- [REQUIRED WORK] Scan the records and identify every line in which the string "with" occurs, then return those lines.

- [MATERIAL PROVIDED]

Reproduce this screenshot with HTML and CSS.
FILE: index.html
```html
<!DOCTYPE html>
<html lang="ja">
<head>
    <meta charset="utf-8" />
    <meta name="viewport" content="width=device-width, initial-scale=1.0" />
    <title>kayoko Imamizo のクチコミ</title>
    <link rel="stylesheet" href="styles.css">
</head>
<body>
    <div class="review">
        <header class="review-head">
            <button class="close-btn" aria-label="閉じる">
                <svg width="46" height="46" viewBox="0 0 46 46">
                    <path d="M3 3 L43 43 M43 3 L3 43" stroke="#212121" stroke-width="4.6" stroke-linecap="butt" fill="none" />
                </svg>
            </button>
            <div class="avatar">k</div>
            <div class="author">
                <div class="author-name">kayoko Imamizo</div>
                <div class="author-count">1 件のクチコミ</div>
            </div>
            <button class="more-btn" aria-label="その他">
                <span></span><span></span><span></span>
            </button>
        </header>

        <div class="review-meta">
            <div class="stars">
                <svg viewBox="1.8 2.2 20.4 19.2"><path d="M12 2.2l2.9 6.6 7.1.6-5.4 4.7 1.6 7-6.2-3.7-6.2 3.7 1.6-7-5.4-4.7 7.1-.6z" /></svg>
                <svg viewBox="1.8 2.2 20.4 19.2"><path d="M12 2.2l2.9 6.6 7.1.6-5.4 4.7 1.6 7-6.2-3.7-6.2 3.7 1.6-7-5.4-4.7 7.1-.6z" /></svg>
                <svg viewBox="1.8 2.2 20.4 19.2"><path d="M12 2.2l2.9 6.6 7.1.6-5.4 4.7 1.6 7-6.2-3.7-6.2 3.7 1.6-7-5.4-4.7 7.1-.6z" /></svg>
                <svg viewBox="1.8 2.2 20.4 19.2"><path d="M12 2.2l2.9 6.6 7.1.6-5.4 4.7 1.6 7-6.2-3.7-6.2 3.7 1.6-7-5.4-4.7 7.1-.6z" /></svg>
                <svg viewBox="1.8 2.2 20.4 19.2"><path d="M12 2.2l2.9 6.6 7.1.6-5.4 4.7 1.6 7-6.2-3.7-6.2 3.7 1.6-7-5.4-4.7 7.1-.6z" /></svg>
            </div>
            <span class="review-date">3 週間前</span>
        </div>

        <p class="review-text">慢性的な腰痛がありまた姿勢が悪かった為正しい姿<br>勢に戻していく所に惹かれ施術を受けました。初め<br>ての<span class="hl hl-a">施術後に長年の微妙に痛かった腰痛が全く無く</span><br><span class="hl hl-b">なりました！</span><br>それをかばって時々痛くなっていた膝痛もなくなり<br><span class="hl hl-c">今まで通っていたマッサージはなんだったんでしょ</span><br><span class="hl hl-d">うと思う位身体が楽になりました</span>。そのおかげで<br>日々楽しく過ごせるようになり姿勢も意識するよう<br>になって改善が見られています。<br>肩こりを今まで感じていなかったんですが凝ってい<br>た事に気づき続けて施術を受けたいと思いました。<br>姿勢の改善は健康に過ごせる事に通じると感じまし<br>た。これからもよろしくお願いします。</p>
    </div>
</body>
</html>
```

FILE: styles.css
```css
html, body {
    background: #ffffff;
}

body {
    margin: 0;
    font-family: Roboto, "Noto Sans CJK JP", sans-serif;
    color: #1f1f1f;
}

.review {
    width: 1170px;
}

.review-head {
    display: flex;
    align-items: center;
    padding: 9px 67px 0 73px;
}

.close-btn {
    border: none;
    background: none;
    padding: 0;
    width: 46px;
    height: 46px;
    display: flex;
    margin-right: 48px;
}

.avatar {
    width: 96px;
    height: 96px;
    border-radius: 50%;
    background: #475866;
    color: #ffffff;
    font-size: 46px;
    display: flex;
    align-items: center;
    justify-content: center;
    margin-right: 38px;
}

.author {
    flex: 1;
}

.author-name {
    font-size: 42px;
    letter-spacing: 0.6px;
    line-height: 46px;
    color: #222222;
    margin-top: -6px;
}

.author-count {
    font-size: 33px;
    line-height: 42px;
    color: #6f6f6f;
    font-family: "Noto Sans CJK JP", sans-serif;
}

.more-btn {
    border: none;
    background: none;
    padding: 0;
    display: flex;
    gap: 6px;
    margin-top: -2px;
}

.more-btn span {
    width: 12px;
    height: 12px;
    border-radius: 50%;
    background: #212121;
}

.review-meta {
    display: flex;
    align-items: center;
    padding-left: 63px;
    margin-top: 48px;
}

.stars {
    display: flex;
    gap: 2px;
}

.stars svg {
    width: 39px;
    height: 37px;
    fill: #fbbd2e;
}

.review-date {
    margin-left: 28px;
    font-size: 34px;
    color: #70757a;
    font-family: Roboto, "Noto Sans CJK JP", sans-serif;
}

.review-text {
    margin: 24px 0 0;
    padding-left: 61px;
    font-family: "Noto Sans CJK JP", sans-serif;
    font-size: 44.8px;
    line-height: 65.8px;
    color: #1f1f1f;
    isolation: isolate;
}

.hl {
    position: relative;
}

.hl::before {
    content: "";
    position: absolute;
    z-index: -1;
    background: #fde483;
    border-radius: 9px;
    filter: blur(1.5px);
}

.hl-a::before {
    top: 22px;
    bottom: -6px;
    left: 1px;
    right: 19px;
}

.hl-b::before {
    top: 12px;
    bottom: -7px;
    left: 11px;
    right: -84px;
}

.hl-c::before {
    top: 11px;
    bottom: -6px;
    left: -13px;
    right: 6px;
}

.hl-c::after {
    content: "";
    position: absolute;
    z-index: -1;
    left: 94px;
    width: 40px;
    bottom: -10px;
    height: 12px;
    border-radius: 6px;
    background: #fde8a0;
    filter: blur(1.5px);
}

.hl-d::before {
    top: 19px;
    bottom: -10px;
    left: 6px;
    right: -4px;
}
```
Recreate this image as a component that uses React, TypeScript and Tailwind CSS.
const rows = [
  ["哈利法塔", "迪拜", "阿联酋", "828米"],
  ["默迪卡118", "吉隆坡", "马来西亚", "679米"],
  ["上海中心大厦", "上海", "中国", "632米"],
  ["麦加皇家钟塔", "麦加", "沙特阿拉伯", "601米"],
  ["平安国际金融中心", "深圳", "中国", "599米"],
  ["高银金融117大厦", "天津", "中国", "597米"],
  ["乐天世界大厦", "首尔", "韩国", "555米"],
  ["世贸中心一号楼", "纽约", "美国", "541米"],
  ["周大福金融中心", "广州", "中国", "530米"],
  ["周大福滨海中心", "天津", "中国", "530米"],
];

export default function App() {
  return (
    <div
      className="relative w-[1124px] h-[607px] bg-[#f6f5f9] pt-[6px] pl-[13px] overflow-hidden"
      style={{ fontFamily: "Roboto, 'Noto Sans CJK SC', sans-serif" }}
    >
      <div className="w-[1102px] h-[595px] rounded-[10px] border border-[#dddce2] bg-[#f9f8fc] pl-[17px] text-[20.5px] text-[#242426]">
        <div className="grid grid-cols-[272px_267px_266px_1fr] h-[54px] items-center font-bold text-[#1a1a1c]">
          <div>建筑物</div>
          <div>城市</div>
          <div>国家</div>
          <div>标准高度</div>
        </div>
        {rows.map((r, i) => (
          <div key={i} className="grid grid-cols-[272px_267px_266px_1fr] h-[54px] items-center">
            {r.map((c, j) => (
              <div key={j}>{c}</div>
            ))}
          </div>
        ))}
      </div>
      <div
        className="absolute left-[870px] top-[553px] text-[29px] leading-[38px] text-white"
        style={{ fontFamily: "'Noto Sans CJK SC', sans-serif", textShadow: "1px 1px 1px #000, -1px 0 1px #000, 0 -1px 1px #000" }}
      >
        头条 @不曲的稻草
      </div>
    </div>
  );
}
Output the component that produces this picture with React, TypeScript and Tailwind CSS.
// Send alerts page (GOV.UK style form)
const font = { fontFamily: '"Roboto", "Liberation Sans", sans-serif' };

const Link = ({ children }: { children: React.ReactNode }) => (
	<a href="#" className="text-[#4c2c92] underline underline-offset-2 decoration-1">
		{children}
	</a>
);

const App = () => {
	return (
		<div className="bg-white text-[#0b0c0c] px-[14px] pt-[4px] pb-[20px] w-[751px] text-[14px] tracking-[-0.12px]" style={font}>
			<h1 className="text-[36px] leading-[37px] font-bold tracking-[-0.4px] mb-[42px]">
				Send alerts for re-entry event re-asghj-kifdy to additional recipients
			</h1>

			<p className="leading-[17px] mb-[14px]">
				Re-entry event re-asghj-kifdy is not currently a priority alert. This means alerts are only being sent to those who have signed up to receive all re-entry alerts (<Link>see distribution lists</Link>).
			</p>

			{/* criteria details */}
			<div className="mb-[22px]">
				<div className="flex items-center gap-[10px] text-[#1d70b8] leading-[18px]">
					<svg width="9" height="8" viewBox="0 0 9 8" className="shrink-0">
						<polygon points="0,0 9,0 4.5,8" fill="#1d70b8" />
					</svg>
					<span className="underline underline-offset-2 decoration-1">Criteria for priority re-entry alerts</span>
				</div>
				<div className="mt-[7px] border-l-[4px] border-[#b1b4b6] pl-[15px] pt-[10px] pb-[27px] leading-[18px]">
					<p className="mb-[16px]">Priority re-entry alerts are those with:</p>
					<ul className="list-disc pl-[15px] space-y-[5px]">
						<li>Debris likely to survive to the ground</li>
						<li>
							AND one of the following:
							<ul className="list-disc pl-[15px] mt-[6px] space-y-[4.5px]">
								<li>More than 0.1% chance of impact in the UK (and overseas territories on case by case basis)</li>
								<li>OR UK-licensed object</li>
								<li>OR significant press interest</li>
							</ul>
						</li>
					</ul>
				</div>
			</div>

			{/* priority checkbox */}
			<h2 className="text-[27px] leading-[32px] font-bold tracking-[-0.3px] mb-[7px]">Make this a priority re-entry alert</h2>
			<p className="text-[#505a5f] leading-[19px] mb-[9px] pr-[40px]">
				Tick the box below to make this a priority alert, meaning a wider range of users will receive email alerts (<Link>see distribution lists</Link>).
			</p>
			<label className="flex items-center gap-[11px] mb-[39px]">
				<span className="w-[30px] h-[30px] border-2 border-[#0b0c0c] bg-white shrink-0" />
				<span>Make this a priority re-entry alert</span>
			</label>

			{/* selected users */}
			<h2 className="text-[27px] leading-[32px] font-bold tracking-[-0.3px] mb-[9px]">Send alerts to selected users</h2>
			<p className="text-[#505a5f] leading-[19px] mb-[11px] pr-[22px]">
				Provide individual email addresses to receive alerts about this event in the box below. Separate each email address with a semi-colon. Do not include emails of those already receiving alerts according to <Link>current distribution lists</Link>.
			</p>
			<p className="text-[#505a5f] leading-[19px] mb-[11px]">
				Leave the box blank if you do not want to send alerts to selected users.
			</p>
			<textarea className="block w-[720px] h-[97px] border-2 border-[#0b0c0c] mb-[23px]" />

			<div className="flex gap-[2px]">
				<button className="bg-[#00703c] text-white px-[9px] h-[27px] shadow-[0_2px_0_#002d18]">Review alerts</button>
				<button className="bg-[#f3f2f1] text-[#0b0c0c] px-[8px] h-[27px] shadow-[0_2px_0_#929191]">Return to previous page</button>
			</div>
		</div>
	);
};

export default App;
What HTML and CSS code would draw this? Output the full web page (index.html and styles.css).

- [TASK RESULT]
Reproduce this screenshot with HTML and CSS.
Output the component that produces this picture with React, TypeScript and Tailwind CSS.
					<p className="mb-[16px]">Priority re-entry alerts are those with:</p>
				Provide individual email addresses to receive alerts about this event in the box below. Separate each email address with a semi-colon. Do not include emails of those already receiving alerts according to <Link>current distribution lists</Link>.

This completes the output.